I’ve been a huge fan of Roger Penrose’s ever since I read Shadows of the Mind when I was about 18. His views on human consciousness, the universe and… well, everything… are groundbreaking, but beyond that, it’s the way he manages to explain arguably the most complex subject in the world – quantum physics – in a manner that your average person could understand that really sets him apart from everyone else in his field.
Cycles of Time veers away slightly from his books on consciousness and talks about the universe as a whole: specifically, its beginning and end. This is simultaneously fascinating and terrifying to me; my background is in psychology of religion, certainly not in physics, and I sometimes get a bit intimidated by the idea of reading theories of the universe written by people who are blatantly at least a hundred times more intelligent than I am.
More after the jump
Penrose somehow manages to walk the line very precisely. There are appendices at the back of the book which go into the ‘clever-person’ explanations: formulae and graphs that I couldn’t begin to decipher no matter how hard I tried.

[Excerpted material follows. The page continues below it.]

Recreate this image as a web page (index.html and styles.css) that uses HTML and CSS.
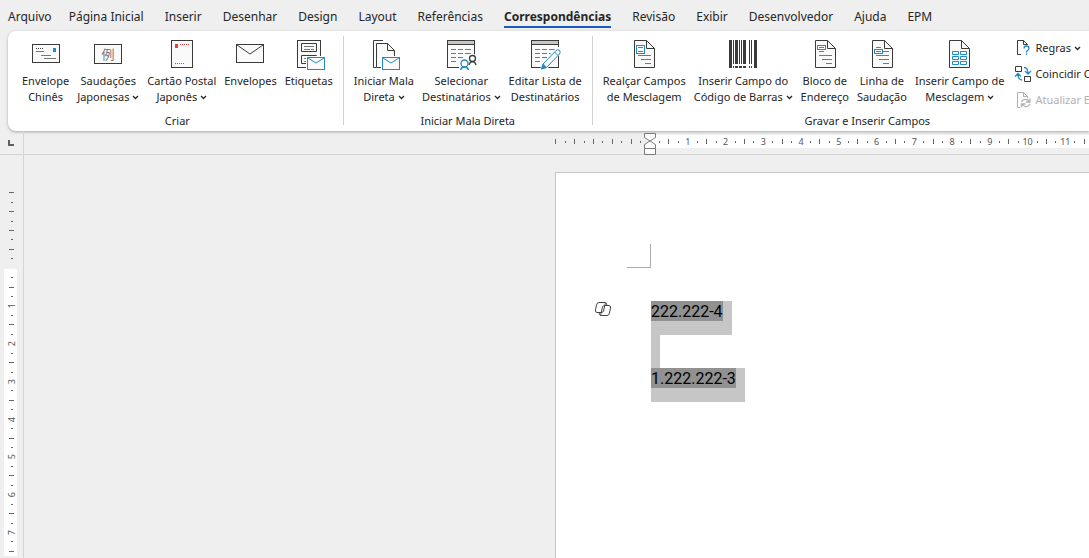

Throughout the main book, there are different bits of maths, and diagrams, and other clever things (yes, this is actually how my brain works: “Ooo, graph! Clever thing!” I’m a woman of simple means), and Penrose explains what they all mean, but somehow does so without making you think you’re a moron. Even if, in comparison to someone with a brain the size of a planet such as him, you quite possibly are.
The universe view put forward in Cycles of Time is fascinating and the book is filled with snippets from the history of physics, both quantum and… well, normal. Even if you’re the kind of person who’s normally put off by science, you should definitely try this book out. You might be surprised at just how much you understand and enjoy it.